EXERCISE DIRECTIONS:
Transcribe the records exactly. Pictures do not belong in the transcription.

THE INPUT:

—————

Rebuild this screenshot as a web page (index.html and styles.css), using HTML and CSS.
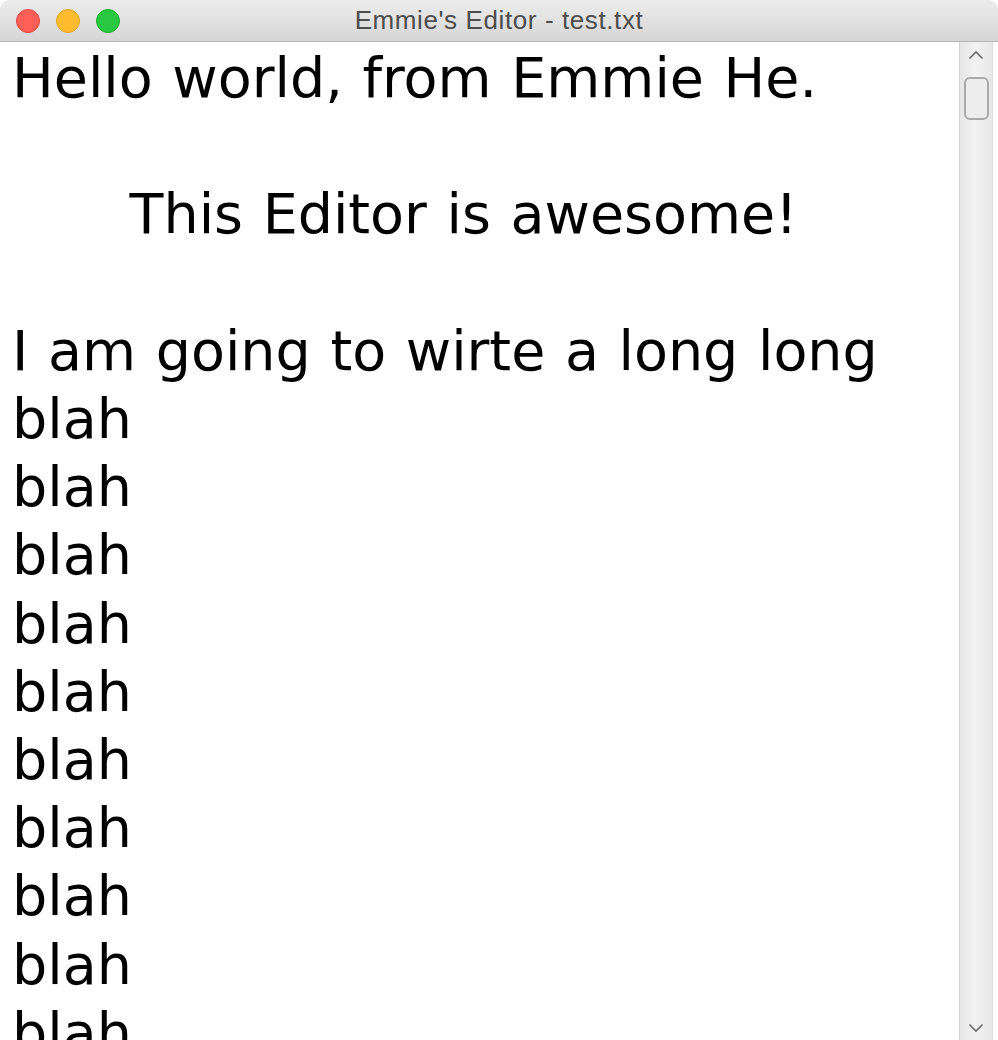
FILE: index.html
```html
<!DOCTYPE html>
<html>
<head>
<meta charset="utf-8">
<title>Emmie's Editor - test.txt</title>
<link rel="stylesheet" href="styles.css">
</head>
<body>
<div class="window">
  <div class="titlebar">
    <div class="lights">
      <span class="light red"></span>
      <span class="light yellow"></span>
      <span class="light green"></span>
    </div>
    <div class="title">Emmie's Editor - test.txt</div>
  </div>
  <div class="body">
    <div class="editor">
      <div class="line">Hello world, from Emmie He.</div>
      <div class="line">&nbsp;</div>
      <div class="line center">This Editor is awesome!</div>
      <div class="line">&nbsp;</div>
      <div class="line">I am going to wirte a long long</div>
      <div class="line">blah</div>
      <div class="line">blah</div>
      <div class="line">blah</div>
      <div class="line">blah</div>
      <div class="line">blah</div>
      <div class="line">blah</div>
      <div class="line">blah</div>
      <div class="line">blah</div>
      <div class="line">blah</div>
      <div class="line">blah</div>
    </div>
    <div class="scrollbar">
      <svg class="arrow up" width="16" height="10" viewBox="0 0 16 10"><polyline points="1.5,8.5 8,2 14.5,8.5" fill="none" stroke="#6d6d6d" stroke-width="1.6"/></svg>
      <div class="thumb"></div>
      <div class="track"></div>
      <svg class="arrow down" width="16" height="10" viewBox="0 0 16 10"><polyline points="1.5,1.5 8,8 14.5,1.5" fill="none" stroke="#6d6d6d" stroke-width="1.6"/></svg>
    </div>
  </div>
</div>
</body>
</html>
```

FILE: styles.css
```css
html, body {
  margin: 0;
  padding: 0;
  background: #ffffff;
}
.window {
  width: 998px;
  height: 1040px;
  display: flex;
  flex-direction: column;
  overflow: hidden;
}
.titlebar {
  height: 41px;
  flex: none;
  display: flex;
  align-items: center;
  background: linear-gradient(#ececec, #d6d6d6);
  border-bottom: 1px solid #b4b4b4;
  border-radius: 9px 9px 0 0;
  position: relative;
}
.lights {
  display: flex;
  gap: 16px;
  padding-left: 16px;
  padding-top: 1px;
}
.light {
  width: 24px;
  height: 24px;
  border-radius: 50%;
  box-sizing: border-box;
}
.red { background: #fe5f57; border: 1px solid #e1453f; }
.yellow { background: #febc2e; border: 1px solid #dea224; }
.green { background: #28c840; border: 1px solid #1caa2c; }
.title {
  position: absolute;
  left: 0;
  right: 0;
  top: 0;
  height: 41px;
  line-height: 41px;
  text-align: center;
  font-family: "Liberation Sans", Arial, sans-serif;
  font-size: 26px;
  letter-spacing: 0.6px;
  color: #4d4d4d;
}
.body {
  flex: 1;
  display: flex;
  min-height: 0;
}
.editor {
  flex: 1;
  overflow: hidden;
  padding: 2px 44px 0 12px;
  font-family: "DejaVu Sans", Verdana, sans-serif;
  font-size: 55.5px;
  word-spacing: 2px;
  line-height: 68.2px;
  color: #000;
}
.line {
  white-space: pre;
}
.center { text-align: center; }
.scrollbar {
  width: 32px;
  flex: none;
  display: flex;
  flex-direction: column;
  align-items: center;
  background: linear-gradient(90deg, #e6e6e6, #f2f2f2 50%, #e8e8e8);
  border-left: 1px solid #d2d2d2;
  border-right: 1px solid #dcdcdc;
  margin-right: 5px;
}
.arrow {
  flex: none;
}
.arrow.up { margin: 8px 0 17px; }
.arrow.down { margin: 0 0 7px; }
.thumb {
  width: 25px;
  height: 43px;
  box-sizing: border-box;
  border: 2px solid #a9a9a9;
  border-radius: 6px;
  background: #ededed;
  flex: none;
}
.track { flex: 1; }
```
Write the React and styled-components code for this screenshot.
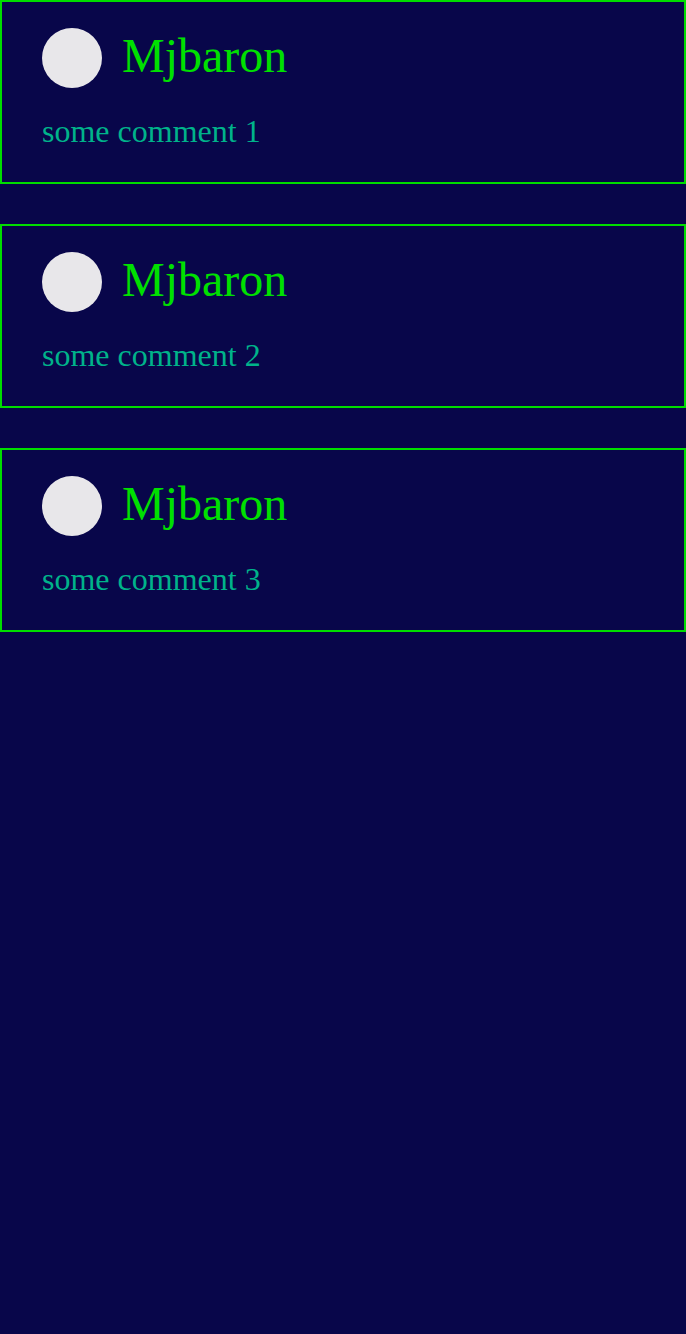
import React from "react";
import styled, { createGlobalStyle } from "styled-components";

const Global = createGlobalStyle`
  html, body {
    margin: 0;
    padding: 0;
    background: #08064a;
    min-height: 100%;
  }
  body {
    font-family: "Liberation Serif", "Times New Roman", serif;
  }
`;

const List = styled.div`
  display: flex;
  flex-direction: column;
  gap: 40px;
`;

const Card = styled.article`
  box-sizing: border-box;
  width: 100%;
  border: 2px solid #00dd00;
  padding: 26px 40px 33px;
  display: flex;
  flex-direction: column;
  gap: 25px;
`;

const Header = styled.div`
  display: flex;
  align-items: center;
  gap: 20px;
  height: 60px;
`;

const Avatar = styled.div`
  width: 60px;
  height: 60px;
  border-radius: 50%;
  background: #e8e7ea;
  flex-shrink: 0;
`;

const Name = styled.h2`
  margin: 0 0 4px;
  font-weight: normal;
  font-size: 48px;
  line-height: 1.1;
  color: #00e000;
`;

const Comment = styled.p`
  margin: 0;
  font-size: 32px;
  line-height: 36px;
  color: #00b38a;
`;

const comments = [1, 2, 3].map((n) => ({ id: n, user: "Mjbaron", text: `some comment ${n}` }));

export default function App() {
  return (
    <>
      <Global />
      <List>
        {comments.map((c) => (
          <Card key={c.id}>
            <Header>
              <Avatar />
              <Name>{c.user}</Name>
            </Header>
            <Comment>{c.text}</Comment>
          </Card>
        ))}
      </List>
    </>
  );
}
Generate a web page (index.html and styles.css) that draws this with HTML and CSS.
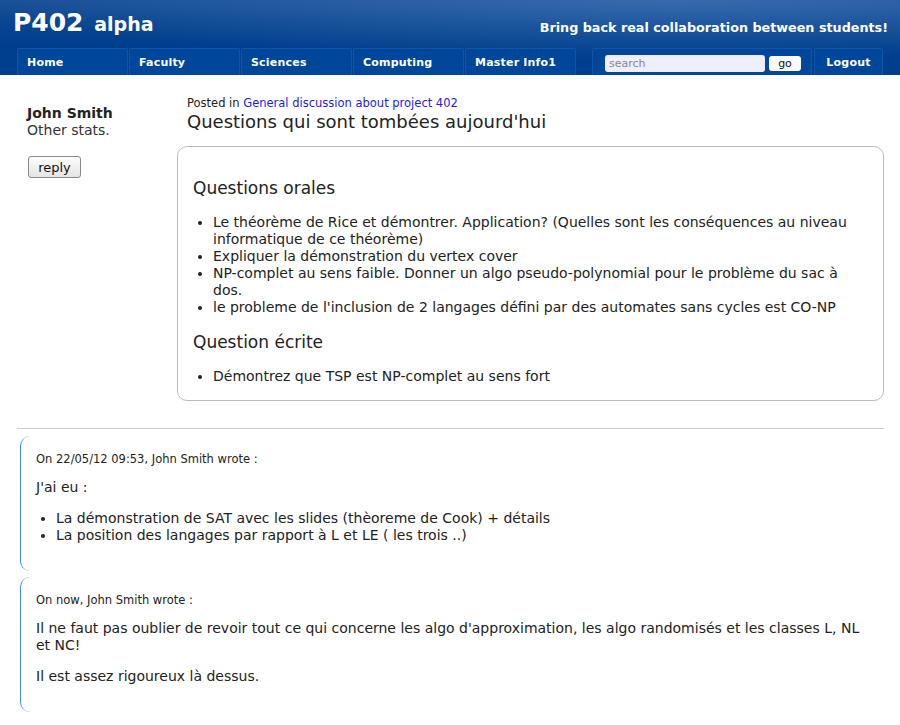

—————

ANSWER IN FULL:
Rebuild this screenshot as a web page (index.html and styles.css), using HTML and CSS.
FILE: index.html
```html
<!DOCTYPE html>
<html>
<head>
<meta charset="utf-8">
<title>Emmie's Editor - test.txt</title>
<link rel="stylesheet" href="styles.css">
</head>
<body>
<div class="window">
  <div class="titlebar">
    <div class="lights">
      <span class="light red"></span>
      <span class="light yellow"></span>
      <span class="light green"></span>
    </div>
    <div class="title">Emmie's Editor - test.txt</div>
  </div>
  <div class="body">
    <div class="editor">
      <div class="line">Hello world, from Emmie He.</div>
      <div class="line">&nbsp;</div>
      <div class="line center">This Editor is awesome!</div>
      <div class="line">&nbsp;</div>
      <div class="line">I am going to wirte a long long</div>
      <div class="line">blah</div>
      <div class="line">blah</div>
      <div class="line">blah</div>
      <div class="line">blah</div>
      <div class="line">blah</div>
      <div class="line">blah</div>
      <div class="line">blah</div>
      <div class="line">blah</div>
      <div class="line">blah</div>
      <div class="line">blah</div>
    </div>
    <div class="scrollbar">
      <svg class="arrow up" width="16" height="10" viewBox="0 0 16 10"><polyline points="1.5,8.5 8,2 14.5,8.5" fill="none" stroke="#6d6d6d" stroke-width="1.6"/></svg>
      <div class="thumb"></div>
      <div class="track"></div>
      <svg class="arrow down" width="16" height="10" viewBox="0 0 16 10"><polyline points="1.5,1.5 8,8 14.5,1.5" fill="none" stroke="#6d6d6d" stroke-width="1.6"/></svg>
    </div>
  </div>
</div>
</body>
</html>
```

FILE: styles.css
```css
html, body {
  margin: 0;
  padding: 0;
  background: #ffffff;
}
.window {
  width: 998px;
  height: 1040px;
  display: flex;
  flex-direction: column;
  overflow: hidden;
}
.titlebar {
  height: 41px;
  flex: none;
  display: flex;
  align-items: center;
  background: linear-gradient(#ececec, #d6d6d6);
  border-bottom: 1px solid #b4b4b4;
  border-radius: 9px 9px 0 0;
  position: relative;
}
.lights {
  display: flex;
  gap: 16px;
  padding-left: 16px;
  padding-top: 1px;
}
.light {
  width: 24px;
  height: 24px;
  border-radius: 50%;
  box-sizing: border-box;
}
.red { background: #fe5f57; border: 1px solid #e1453f; }
.yellow { background: #febc2e; border: 1px solid #dea224; }
.green { background: #28c840; border: 1px solid #1caa2c; }
.title {
  position: absolute;
  left: 0;
  right: 0;
  top: 0;
  height: 41px;
  line-height: 41px;
  text-align: center;
  font-family: "Liberation Sans", Arial, sans-serif;
  font-size: 26px;
  letter-spacing: 0.6px;
  color: #4d4d4d;
}
.body {
  flex: 1;
  display: flex;
  min-height: 0;
}
.editor {
  flex: 1;
  overflow: hidden;
  padding: 2px 44px 0 12px;
  font-family: "DejaVu Sans", Verdana, sans-serif;
  font-size: 55.5px;
  word-spacing: 2px;
  line-height: 68.2px;
  color: #000;
}
.line {
  white-space: pre;
}
.center { text-align: center; }
.scrollbar {
  width: 32px;
  flex: none;
  display: flex;
  flex-direction: column;
  align-items: center;
  background: linear-gradient(90deg, #e6e6e6, #f2f2f2 50%, #e8e8e8);
  border-left: 1px solid #d2d2d2;
  border-right: 1px solid #dcdcdc;
  margin-right: 5px;
}
.arrow {
  flex: none;
}
.arrow.up { margin: 8px 0 17px; }
.arrow.down { margin: 0 0 7px; }
.thumb {
  width: 25px;
  height: 43px;
  box-sizing: border-box;
  border: 2px solid #a9a9a9;
  border-radius: 6px;
  background: #ededed;
  flex: none;
}
.track { flex: 1; }
```
Write the React and styled-components code for this screenshot.
import React from "react";
import styled, { createGlobalStyle } from "styled-components";

const Global = createGlobalStyle`
  html, body {
    margin: 0;
    padding: 0;
    background: #08064a;
    min-height: 100%;
  }
  body {
    font-family: "Liberation Serif", "Times New Roman", serif;
  }
`;

const List = styled.div`
  display: flex;
  flex-direction: column;
  gap: 40px;
`;

const Card = styled.article`
  box-sizing: border-box;
  width: 100%;
  border: 2px solid #00dd00;
  padding: 26px 40px 33px;
  display: flex;
  flex-direction: column;
  gap: 25px;
`;

const Header = styled.div`
  display: flex;
  align-items: center;
  gap: 20px;
  height: 60px;
`;

const Avatar = styled.div`
  width: 60px;
  height: 60px;
  border-radius: 50%;
  background: #e8e7ea;
  flex-shrink: 0;
`;

const Name = styled.h2`
  margin: 0 0 4px;
  font-weight: normal;
  font-size: 48px;
  line-height: 1.1;
  color: #00e000;
`;

const Comment = styled.p`
  margin: 0;
  font-size: 32px;
  line-height: 36px;
  color: #00b38a;
`;

const comments = [1, 2, 3].map((n) => ({ id: n, user: "Mjbaron", text: `some comment ${n}` }));

export default function App() {
  return (
    <>
      <Global />
      <List>
        {comments.map((c) => (
          <Card key={c.id}>
            <Header>
              <Avatar />
              <Name>{c.user}</Name>
            </Header>
            <Comment>{c.text}</Comment>
          </Card>
        ))}
      </List>
    </>
  );
}
Generate a web page (index.html and styles.css) that draws this with HTML and CSS.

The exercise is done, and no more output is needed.